Kadang, aku tak mengerti “jalan pikiranMu”, Tuhan. Apa tujuanMu terhadap kami -para manusia- di balik setiap persoalan hidup yang Engkau berikan yang seakan tak pernah habis. Begitu selesai masalah, muncul masalah baru. Apa maksud semua ini, Tuhan? Mengapa Kau beri kami uji, bukankah Kau menginginkan kami saling berkasih sayang dengan rasa yang bahagia? Nyatanya, dengan segala masalah yang ada, banyak manusia yang justru mementingkan diri sendiri, seolah lepas dari cinta yang merupakan anugerahMu di alam semesta.
Tuhan, aku yakin Kau tak seperti ibu tiri, yang diceritakan orang-orang tentang kekejamanMu. Aku mendengar dari mereka yang entah mengapa banyak berkisah tentang murka atau hukumanMu bagi para pendosa seolah Kau adalah diktator yang kejam dan gemar menyiksa. Tapi aku yakin, Kau tak seperti apa kata mereka, karena Kau bernama Rahman dan Rahim.
Tuhan, aku yakin Kau tak seperti ibu tiri. Selalu aku baca kalamMu dalam al-Kitab. Aku resapi dan renungi setiap kata yang Kau sampaikan hingga meresap ke hatiku. Betapa terasa, tak pernah Kau inginkan manusia terluka. Tak pernah Kau kehendaki kami sakit, kecewa, dan terlantar, layaknya anak-anak di pinggir jalan yang menjadi korban kerasnya kehidupan. SuratMu Tuhan, selalu mengingatkan tentang bagaimana cara kami menghadapi hidup ini. bagaimana agar kami mampu berdiri dengan kaki kami sendiri, serta bagaimana agar kami tidak melakukan seuatu yang menyakiti diri kami sendiri. Itu semua, bukan untukMu, namun untuk kami, manusiaMu. Dengan lembut Kau mengingatkan agar kami senantiasa berintrospeksi dan mengingat bahwa Kau memang Mahabaik, tidak seperti ibu tiri.
Tuhan, aku yakin Kau tak seperti ibu tiri, Yang tak mau peduli pada anak-anaknya. Namun, mengapa banyak yang terseok meniti jalan kehidupan, mengapa banyak perut yang lapar di sudut dusun yang terlantar, banyak punggung yang bungkuk dalam meniti kehidupan sekedar untuk dapat mengeja bahagia, banyak kaki yang tak dapat lagi melangkah karena terjepit di antara bongkahan batu besar kehidupan. Sebagian mata berupaya mencari cahaya.

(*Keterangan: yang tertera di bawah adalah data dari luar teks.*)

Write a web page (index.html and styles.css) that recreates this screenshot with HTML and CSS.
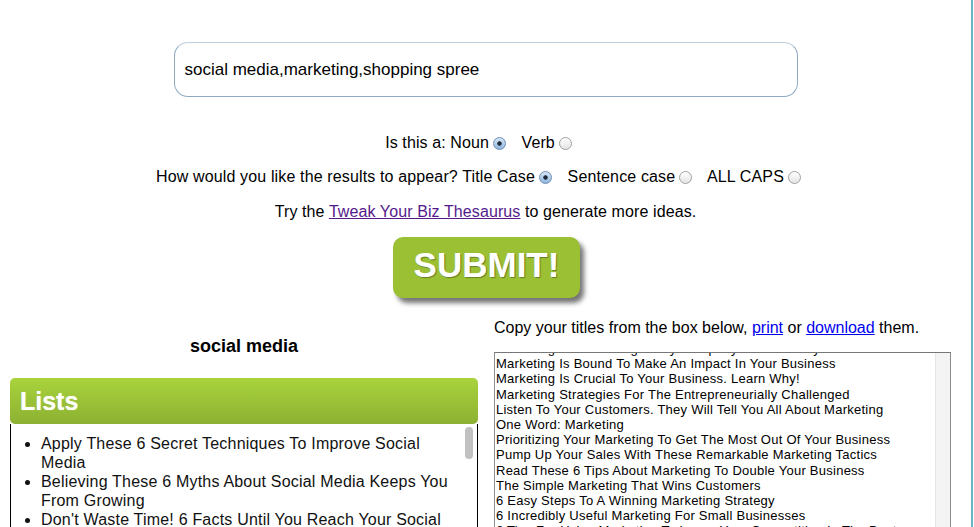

Bahkan meski rabun diantara gelap dan ketidakpastian hidup. Kadang aku bertanya, Tuhan kemana? Aku yakin Kau tak seperti ibu tiri, yang membiarkan anak-anaknya lapar dan terlantar.
Tuhan, aku yakin Kau tak seperti ibu tiri, yang dengan mudah memberi perintah untuk memenuhi kepentingannya sendiri. Kau minta kami beribadah, bukan karena Kau ingin disembah. Melainkan agar kami tak berkeluh kesah kala tertimpa berbagai masalah. kau suruh kami tunduk, bukan agar kami akui kebesaranMu, melainkan agar kami tak jadi manusia-manusia kalap, yang gemar bersiasat namun justru makin tersesat. Semua perintah, larangan, anjuran, dan aturan, Kau buat untuk kebaikan kami, bukan untuk menyiksa kami. Karena Kau, tak seperti ibu tiri.
Tuhan, aku yakin Kau tak seperti ibu tiri, yang pelit kala diminta, yang galak kala ditanya. Aku tidak mau percaya kata mereka yang selalu menebar dusta. TentangMu, atau tentang dunia. Aku tidak mau percaya pada mereka yang membagi-bagiMu seolah Kau bukan satu-satunya. Padahal Kau, adalah dzat yang Mahatunggal dan memiliki banyak nama.
Tuhan, aku yakin Kau tak seperti ibu tiri. Karena itu, aku bebas kan, meminta apa saja? Kalau begitu, permintaan pertamaku, aku ingin jawaban tentang segala keresahanku akan kehidupan, juga arti dibalik segala kejadian yang menimpaku ataupun mereka.
Sekian surat dariku, Tuhan. Semoga Kau senang dan tak pernah bosan menerima surat-suratku selanjutnya, yang mungkin… masih berisi keluhan. Satu lagi, semoga Kau tak marah atas kata-kataku yang kurang santun atau terkesan merajuk dan manja. Itu karena aku yakin, Kau Mahabaik dan tidak seperti ibu tiri.
Wahai Tuhan yang Mahabaik, terima kasih telah membaca suratku.



Komentar

Postingan populer dari blog ini

UNDAK USUK BASA SUNDA

Psikologi Transpersonal, Agama dan Being Transpersonal

A story (Cinta Sejati Air dan Api)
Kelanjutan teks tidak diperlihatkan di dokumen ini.